Is this an I-tunes release?

Sunday, September 9th, 2007

The mill for the conspiracy theorists, and the conspiracy theorists in all of us, are currently being plowed by the Usama Bin Laden tape, and the political message and entreaty for us, the servants of the Great Satan.  It is second nature.  (He has a black beard, I see and hear.)

Remember when Henry Kissinger, goddamned Henry Freaking Kissinger, was tapped to lead the investigation into 9/11?  Or the rules that Bush set for his testimony, sit with Big Dick Cheney — nothing in the record?  Those were the moments of pause, when I myself felt obliged to fall into that particular abyss.  Or at least let the conspiracy theorists go wild without any objection.

Beyond the taunting of simply attempting to thrust his presence into our mindspace, I can never make heads or tails of Usama’s purpose in saying what he says.  Either he is moving straight ahead with what he considers well-heeled arguments or he is trying to affect a certain political response in our corner of the world.   Richard Clarke claims that agents in the CIA watched the eve-of-the-2004 election taped greeting and greeted it with the analysis of “He wants Bush to win.”  Indeed, Bin Laden probably shoved Bush into his margin of victory, with a message that was red meat for right-wing Republicans… “Why he sounds just like Michael Moore!

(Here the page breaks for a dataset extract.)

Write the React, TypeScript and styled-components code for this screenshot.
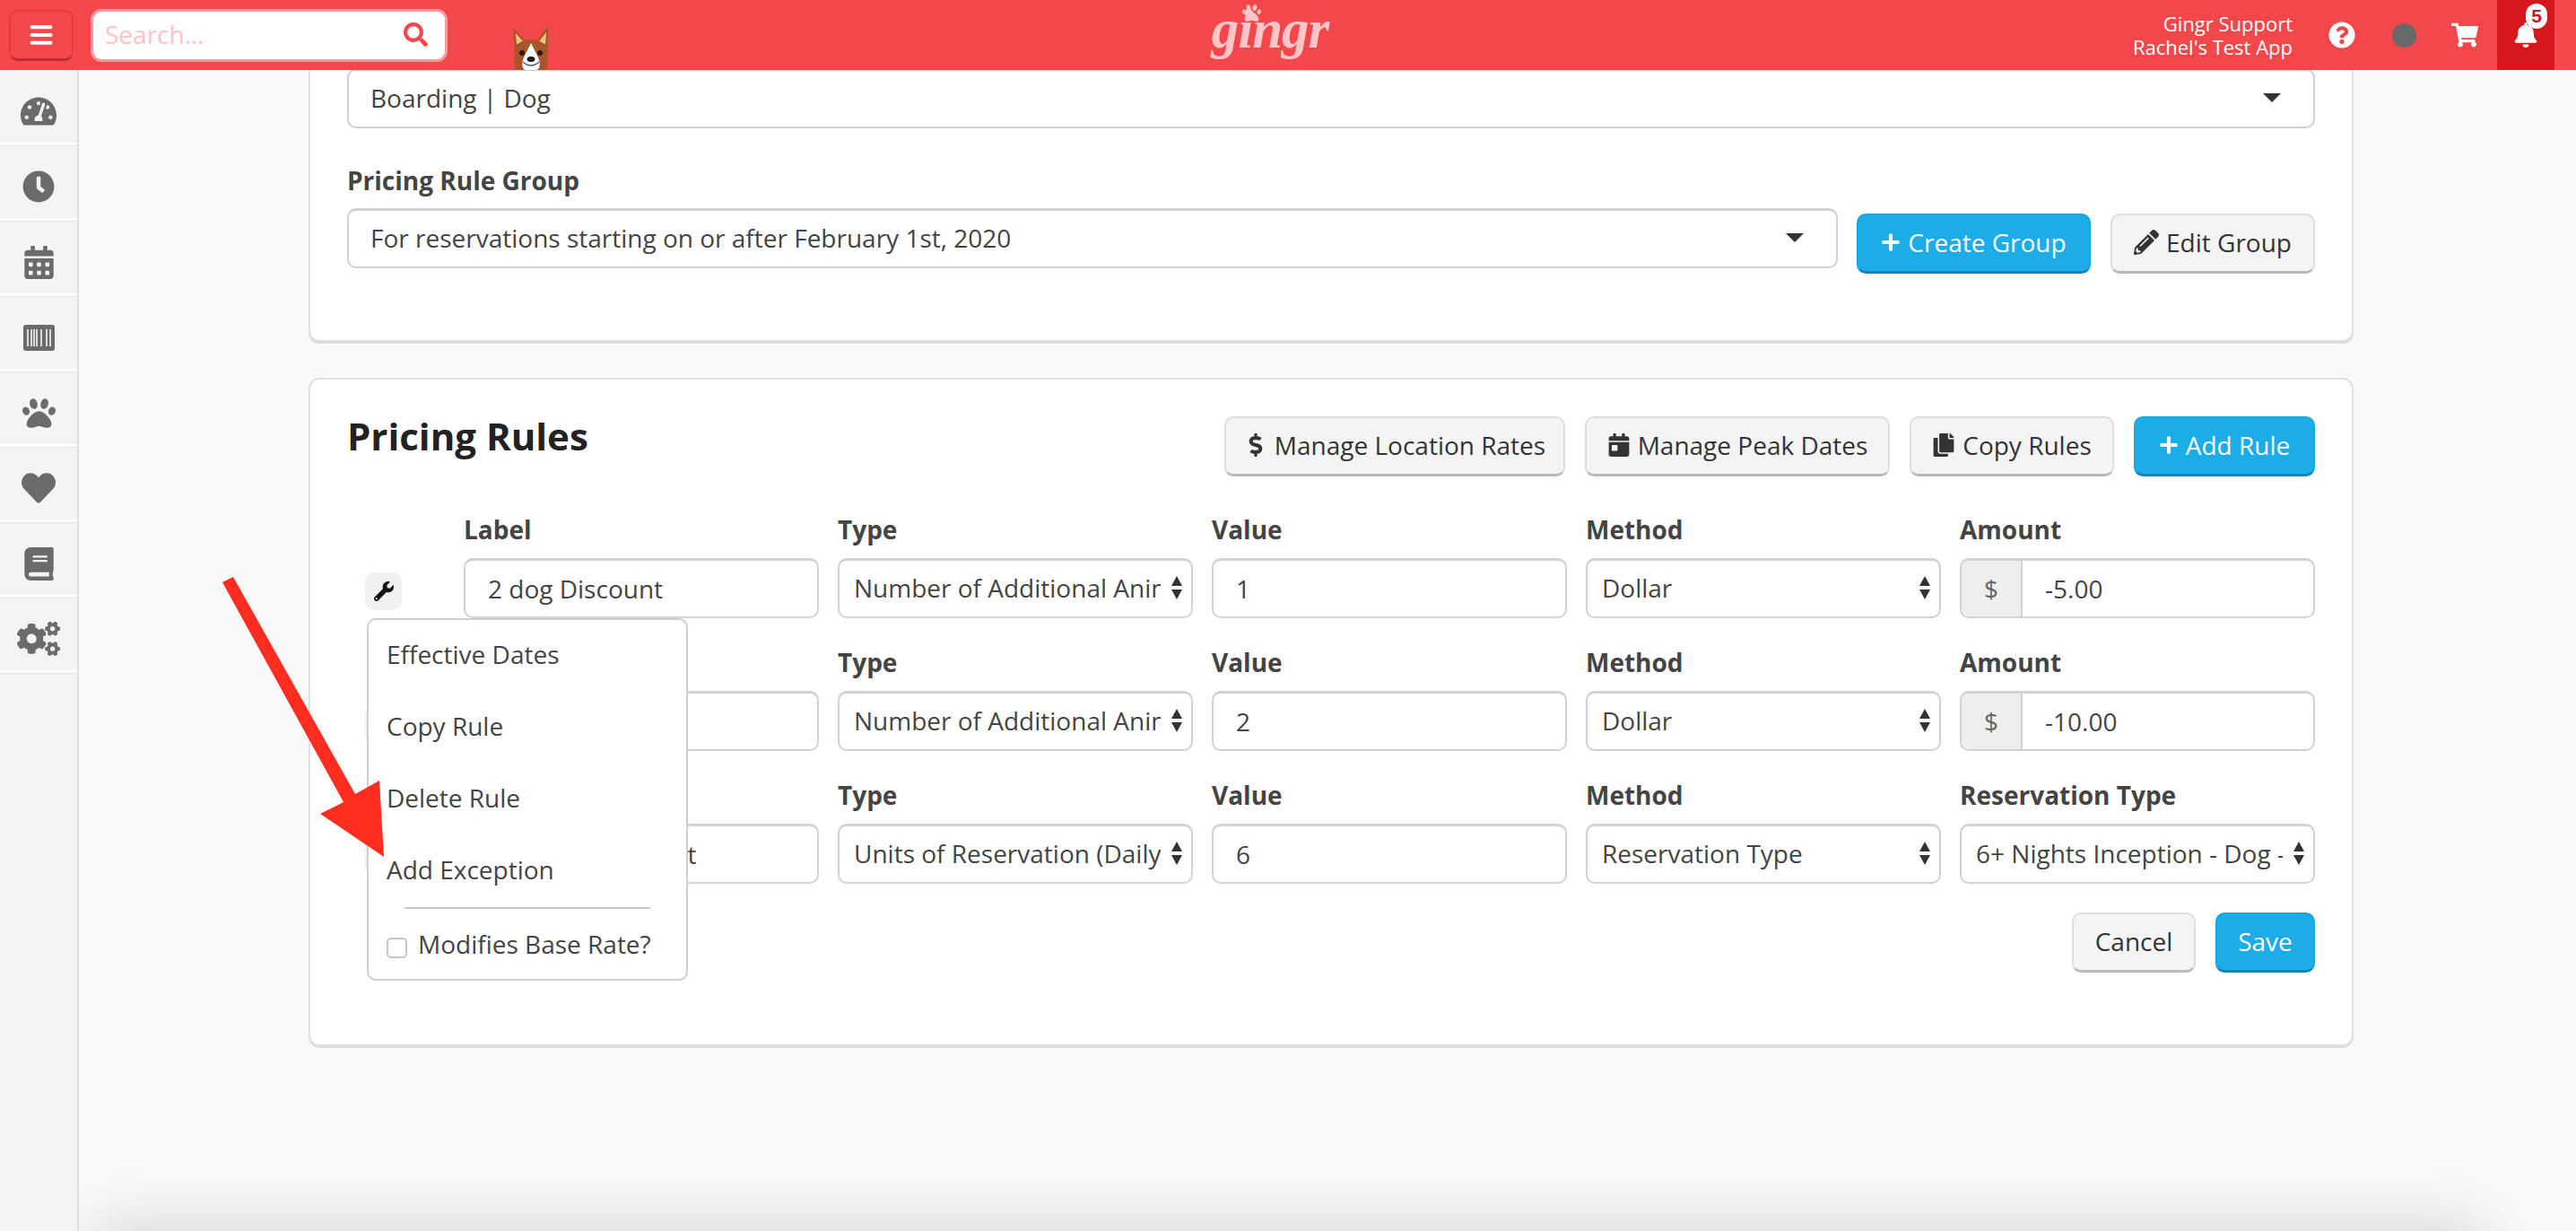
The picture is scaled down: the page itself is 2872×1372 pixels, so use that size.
import styled, { createGlobalStyle } from "styled-components";
import {
  FaBars,
  FaBell,
  FaBook,
  FaCalendarAlt,
  FaCalendarDay,
  FaClock,
  FaCogs,
  FaCopy,
  FaDollarSign,
  FaHeart,
  FaPaw,
  FaPencilAlt,
  FaPlus,
  FaQuestionCircle,
  FaSearch,
  FaShoppingCart,
  FaTachometerAlt,
  FaWrench,
} from "react-icons/fa";

const GlobalStyle = createGlobalStyle`
  html, body {
    margin: 0;
    padding: 0;
    height: 100%;
    overflow: hidden;
  }
  body {
    font-family: "Open Sans", "Liberation Sans", sans-serif;
    font-size: 28px;
    color: #444;
    background: #fafafa;
  }
  * { box-sizing: border-box; }
`;

const Page = styled.div`
  display: flex;
  flex-direction: column;
  height: 100vh;
  overflow: hidden;
  position: relative;
`;

const TopBar = styled.header`
  flex: 0 0 78px;
  display: flex;
  align-items: center;
  background: #f4474b;
  position: relative;
  z-index: 2;
`;

const MenuButton = styled.button`
  width: 72px;
  height: 57px;
  margin: 0 0 0 10px;
  padding: 0;
  display: flex;
  align-items: center;
  justify-content: center;
  background: #f4474b;
  color: #fff;
  border: 2px solid #e23c40;
  border-bottom: 3px solid #b92f33;
  border-radius: 10px;
`;

const SearchBox = styled.div`
  width: 398px;
  height: 59px;
  margin-left: 19px;
  padding: 0 19px 2px 13px;
  display: flex;
  align-items: center;
  justify-content: space-between;
  background: #fff;
  border: 3px solid #fb9a9d;
  border-radius: 12px;
  font-size: 28px;
  color: #ffc3c5;
`;

const DogSlot = styled.div`
  width: 44px;
  height: 50px;
  margin: 28px 0 0 71px;
`;

const Logo = styled.div`
  position: relative;
  margin-left: 736px;
  width: 132px;
  height: 78px;
  font-family: "Liberation Serif", serif;
  font-style: italic;
  font-weight: 700;
  font-size: 61px;
  line-height: 66px;
  color: #ffc5c7;
  text-align: center;
  letter-spacing: -1px;
`;

const LogoPaw = styled.span`
  position: absolute;
  left: 35px;
  top: 4px;
  font-size: 21px;
  line-height: 1;
`;

const UserBlock = styled.div`
  margin-left: auto;
  text-align: right;
  color: #fff;
  font-size: 22px;
  line-height: 26px;
`;

const TopIcon = styled.div<{ $left: number; $width: number }>`
  margin-left: ${(p) => p.$left}px;
  width: ${(p) => p.$width}px;
  display: flex;
  justify-content: center;
  color: #fff;
`;

const StatusDot = styled.div`
  width: 27px;
  height: 27px;
  margin-left: 41px;
  border-radius: 50%;
  background: #686868;
`;

const NotifyCell = styled.div`
  position: relative;
  width: 64px;
  height: 78px;
  margin: 0 24px 0 20px;
  display: flex;
  align-items: center;
  justify-content: center;
  background: #d5181e;
  color: #fff;
`;

const NotifyBadge = styled.span`
  position: absolute;
  left: 32px;
  top: 4px;
  width: 24px;
  height: 28px;
  border-radius: 12px;
  background: #fff;
  color: #c4161c;
  font-family: "Liberation Sans", sans-serif;
  font-weight: 700;
  font-size: 21px;
  line-height: 28px;
  text-align: center;
`;

const Body = styled.div`
  flex: 1;
  display: flex;
  min-height: 0;
`;

const Sidebar = styled.nav`
  flex: 0 0 88px;
  background: #f4f4f4;
  border-right: 2px solid #dedede;
`;

const SideItem = styled.div`
  height: 84px;
  padding-top: 11px;
  display: flex;
  align-items: center;
  justify-content: center;
  color: #6b6b6b;
  border-bottom: 3px solid #fff;
  box-shadow: 0 1px 0 #e4e4e4;
`;

const Main = styled.main`
  flex: 1;
  position: relative;
  overflow: hidden;
  padding-left: 256px;
  background: #fafafa;
`;

const Card = styled.section<{ $first?: boolean }>`
  width: 2280px;
  margin-top: ${(p) => (p.$first ? "-34px" : "40px")};
  padding: ${(p) => (p.$first ? "30px 41px 74px" : "41px 41px 80px")};
  background: #fff;
  border: 2px solid #e0e0e0;
  border-radius: 12px;
  box-shadow: 0 2px 0 #dcdcdc;
`;

const Box = styled.div`
  height: 67px;
  display: flex;
  align-items: center;
  background: #fff;
  border: 2px solid #d2d2d2;
  border-top-width: 3px;
  border-radius: 10px;
  color: #444;
  white-space: nowrap;
  overflow: hidden;
`;

const WideSelect = styled(Box)`
  flex: 1;
  padding: 0 36px 3px 24px;
  justify-content: space-between;
`;

const GroupLabel = styled.div`
  margin-top: 40px;
  height: 49px;
  font-weight: 700;
  line-height: 36px;
  color: #444;
`;

const GroupRow = styled.div`
  display: flex;
  gap: 21px;
`;

const ButtonRow = styled.div<{ $nudge?: number }>`
  display: flex;
  gap: 22px;
  padding-top: ${(p) => p.$nudge ?? 0}px;
`;

const Button = styled.button<{ $primary?: boolean; $width: number }>`
  width: ${(p) => p.$width}px;
  height: 67px;
  padding: 0 0 3px;
  display: flex;
  align-items: center;
  justify-content: center;
  gap: 8px;
  font-family: inherit;
  font-size: 28px;
  white-space: nowrap;
  color: ${(p) => (p.$primary ? "#fff" : "#333")};
  background: ${(p) => (p.$primary ? "#1cace8" : "#f4f4f4")};
  border: 2px solid ${(p) => (p.$primary ? "#1ca6df" : "#dedede")};
  border-bottom: 3px solid ${(p) => (p.$primary ? "#1487b8" : "#b9b9b9")};
  border-radius: 10px;
`;

const RulesHead = styled.div`
  display: flex;
  align-items: flex-start;
  justify-content: space-between;
  margin-bottom: 43px;
`;

const Title = styled.h2`
  margin: 0;
  font-size: 42px;
  line-height: 44px;
  font-weight: 700;
  color: #222;
`;

const RuleList = styled.div`
  display: flex;
  flex-direction: column;
  gap: 33px;
`;

const RuleRow = styled.div`
  position: relative;
  display: grid;
  grid-template-columns: 109px repeat(5, 396px);
  column-gap: 21px;
  align-items: end;
`;

const WrenchButton = styled.div`
  width: 41px;
  height: 42px;
  margin: 0 0 9px 20px;
  display: flex;
  align-items: center;
  justify-content: center;
  background: #f1f1f1;
  border-radius: 10px;
  color: #111;
`;

const Field = styled.div`
  display: flex;
  flex-direction: column;
  gap: 10px;
`;

const FieldLabel = styled.div`
  height: 38px;
  font-weight: 700;
  font-size: 28px;
  line-height: 33px;
  color: #444;
`;

const TextInput = styled(Box)`
  padding-left: 25px;
`;

const SelectBox = styled(Box)`
  position: relative;
  padding: 0 34px 3px 16px;
`;

const SelectText = styled.span`
  flex: 1;
  min-width: 0;
  overflow: hidden;
`;

const SelectArrows = styled.svg`
  position: absolute;
  right: 9px;
  top: 17px;
`;

const AmountBox = styled(Box)`
  padding-right: 20px;
`;

const Addon = styled.span`
  flex: 0 0 68px;
  align-self: stretch;
  display: flex;
  align-items: center;
  justify-content: center;
  margin-right: 25px;
  background: #eee;
  border-right: 2px solid #d2d2d2;
  color: #666;
`;

const FormActions = styled.div`
  display: flex;
  justify-content: flex-end;
  margin-top: 32px;
`;

const RuleMenu = styled.div`
  position: absolute;
  left: 22px;
  top: 115px;
  z-index: 1;
  width: 358px;
  height: 404px;
  padding: 0 20px;
  background: #fff;
  border: 2px solid #cfcfcf;
  border-radius: 10px;
`;

const MenuItem = styled.div`
  height: 80px;
  padding-bottom: 4px;
  display: flex;
  align-items: center;
  color: #444;
`;

const MenuDivider = styled.div`
  height: 2px;
  margin: 0 20px 0 20px;
  background: #c9c9c9;
`;

const CheckRow = styled.label`
  display: flex;
  align-items: center;
  gap: 12px;
  height: 78px;
  color: #444;
`;

const CheckBox = styled.span`
  flex: 0 0 23px;
  height: 23px;
  margin-top: 8px;
  background: #fff;
  border: 2px solid #c6c6c6;
  border-radius: 5px;
`;

const BottomShade = styled.div`
  position: absolute;
  left: 24px;
  right: 110px;
  bottom: -50px;
  height: 50px;
  box-shadow: 0 0 70px 10px rgba(0, 0, 0, 0.14);
`;

const Annotation = styled.svg`
  position: absolute;
  left: 0;
  top: 0;
  z-index: 3;
  pointer-events: none;
`;

function UpDown() {
  return (
    <SelectArrows width="14" height="26" viewBox="0 0 14 26">
      <path d="M7 0 L13 11 H1 Z M1 15 H13 L7 26 Z" fill="#333" />
    </SelectArrows>
  );
}

function Caret() {
  return (
    <svg width="20" height="10" viewBox="0 0 20 10">
      <path d="M0 0 H20 L10 10 Z" fill="#333" />
    </svg>
  );
}

function BarcodeIcon() {
  return (
    <svg width="35" height="29" viewBox="0 0 35 29">
      <rect width="35" height="29" rx="3" fill="#6b6b6b" />
      <path d="M5 5 V24 M9 5 V24 M12 5 V24 M15 5 V24 M20 5 V24 M26 5 V24 M30 5 V24" stroke="#f4f4f4" strokeWidth="1.6" />
    </svg>
  );
}

function DogHead() {
  return (
    <svg width="44" height="50" viewBox="0 0 44 50">
      <path d="M4 32 L2 3 L15 17 H29 L41 1 L41 32 Z" fill="#a9552a" />
      <path d="M6 22 L5 9 L13 18 Z M38 22 L39 8 L31 18 Z" fill="#f0bd86" />
      <path d="M3 24 Q22 8 41 24 L40 50 H4 Z" fill="#a9552a" />
      <path d="M22 20 L14 36 Q10 46 15 50 H29 Q34 46 30 36 Z" fill="#fff" />
      <circle cx="12" cy="31" r="3" fill="#2a1a12" />
      <circle cx="32" cy="31" r="3" fill="#2a1a12" />
      <ellipse cx="22" cy="38" rx="4.5" ry="3" fill="#1c1c1c" />
      <path d="M13 41 Q22 49 31 41" stroke="#555" strokeWidth="1.2" fill="none" />
    </svg>
  );
}

function ClosedSelect({ value }: { value: string }) {
  return (
    <SelectBox>
      <SelectText>{value}</SelectText>
      <UpDown />
    </SelectBox>
  );
}

const rules = [
  { label: "2 dog Discount", type: "Number of Additional Animals", value: "1", method: "Dollar", amount: "-5.00" },
  { label: "3 dog Discount", type: "Number of Additional Animals", value: "2", method: "Dollar", amount: "-10.00" },
  { label: "6+ Night Discount", type: "Units of Reservation (Daily)", value: "6", method: "Reservation Type" },
];

const sideIcons = [
  <FaTachometerAlt size={40} />,
  <FaClock size={36} />,
  <FaCalendarAlt size={37} />,
  <BarcodeIcon />,
  <FaPaw size={37} />,
  <FaHeart size={38} />,
  <FaBook size={37} />,
  <FaCogs size={48} />,
];

export default function App() {
  return (
    <Page>
      <GlobalStyle />
      <TopBar>
        <MenuButton>
          <FaBars size={28} />
        </MenuButton>
        <SearchBox>
          Search...
          <FaSearch size={27} color="#f4474b" />
        </SearchBox>
        <DogSlot>
          <DogHead />
        </DogSlot>
        <Logo>
          <LogoPaw>
            <FaPaw />
          </LogoPaw>
          gingr
        </Logo>
        <UserBlock>
          <div>Gingr Support</div>
          <div>Rachel's Test App</div>
        </UserBlock>
        <TopIcon $left={40} $width={30}>
          <FaQuestionCircle size={30} />
        </TopIcon>
        <StatusDot />
        <TopIcon $left={38} $width={32}>
          <FaShoppingCart size={30} />
        </TopIcon>
        <NotifyCell>
          <FaBell size={28} />
          <NotifyBadge>5</NotifyBadge>
        </NotifyCell>
      </TopBar>
      <Body>
        <Sidebar>
          {sideIcons.map((icon, i) => (
            <SideItem key={i}>{icon}</SideItem>
          ))}
        </Sidebar>
        <Main>
          <Card $first>
            <WideSelect>
              Boarding | Dog
              <Caret />
            </WideSelect>
            <GroupLabel>Pricing Rule Group</GroupLabel>
            <GroupRow>
              <WideSelect>
                For reservations starting on or after February 1st, 2020
                <Caret />
              </WideSelect>
              <ButtonRow $nudge={6}>
                <Button $primary $width={261}>
                  <FaPlus size={22} /> Create Group
                </Button>
                <Button $width={228}>
                  <FaPencilAlt size={28} /> Edit Group
                </Button>
              </ButtonRow>
            </GroupRow>
          </Card>
          <Card>
            <RulesHead>
              <Title>Pricing Rules</Title>
              <ButtonRow>
                <Button $width={380}>
                  <FaDollarSign size={26} /> Manage Location Rates
                </Button>
                <Button $width={340}>
                  <FaCalendarDay size={26} /> Manage Peak Dates
                </Button>
                <Button $width={228}>
                  <FaCopy size={26} /> Copy Rules
                </Button>
                <Button $primary $width={202}>
                  <FaPlus size={22} /> Add Rule
                </Button>
              </ButtonRow>
            </RulesHead>
            <RuleList>
              {rules.map((rule, i) => (
                <RuleRow key={rule.value}>
                  <WrenchButton>
                    <FaWrench size={22} />
                  </WrenchButton>
                  <Field>
                    <FieldLabel>Label</FieldLabel>
                    <TextInput>{rule.label}</TextInput>
                  </Field>
                  <Field>
                    <FieldLabel>Type</FieldLabel>
                    <ClosedSelect value={rule.type} />
                  </Field>
                  <Field>
                    <FieldLabel>Value</FieldLabel>
                    <TextInput>{rule.value}</TextInput>
                  </Field>
                  <Field>
                    <FieldLabel>Method</FieldLabel>
                    <ClosedSelect value={rule.method} />
                  </Field>
                  {rule.amount ? (
                    <Field>
                      <FieldLabel>Amount</FieldLabel>
                      <AmountBox>
                        <Addon>$</Addon>
                        {rule.amount}
                      </AmountBox>
                    </Field>
                  ) : (
                    <Field>
                      <FieldLabel>Reservation Type</FieldLabel>
                      <ClosedSelect value="6+ Nights Inception - Dog - Standard" />
                    </Field>
                  )}
                  {i === 0 && (
                    <RuleMenu>
                      <MenuItem>Effective Dates</MenuItem>
                      <MenuItem>Copy Rule</MenuItem>
                      <MenuItem>Delete Rule</MenuItem>
                      <MenuItem>Add Exception</MenuItem>
                      <MenuDivider />
                      <CheckRow>
                        <CheckBox />
                        Modifies Base Rate?
                      </CheckRow>
                    </RuleMenu>
                  )}
                </RuleRow>
              ))}
            </RuleList>
            <FormActions>
              <ButtonRow>
                <Button $width={138}>Cancel</Button>
                <Button $primary $width={111}>
                  Save
                </Button>
              </ButtonRow>
            </FormActions>
          </Card>
          <BottomShade />
        </Main>
      </Body>
      <Annotation width="2872" height="1372" viewBox="0 0 2872 1372">
        <path d="M248 649 L260 643 L396 885 L423 870 L428 955 L357 907 L383 894 Z" fill="#ff2d20" />
      </Annotation>
    </Page>
  );
}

I cannot offer up that analysis for that tape, and the right-wing intelligensia and pseudo-intelligentsia cannot offer up that familiar refrain for the latest.  If they want to glom onto the Noam Chomsky reference and the calls to enact Kyoto, I can only glide onto the trumpeting of “Islamofascism”‘s low tax rate and good moral groundings.  The tactical idea of acting as a parody of some left-wing figure falls to shreds.  He seems to be covering his bases, from his fuzzy perspective of how American (and onto “The West”) political discourse moves.

So, in the next tape, I want Bin Laden to make a direct plea to the 9/11 Conspiracy Theorists.  The ones who believe Bin Laden is an apparation, a US government creation.  Then we can really get post-modern on our asses!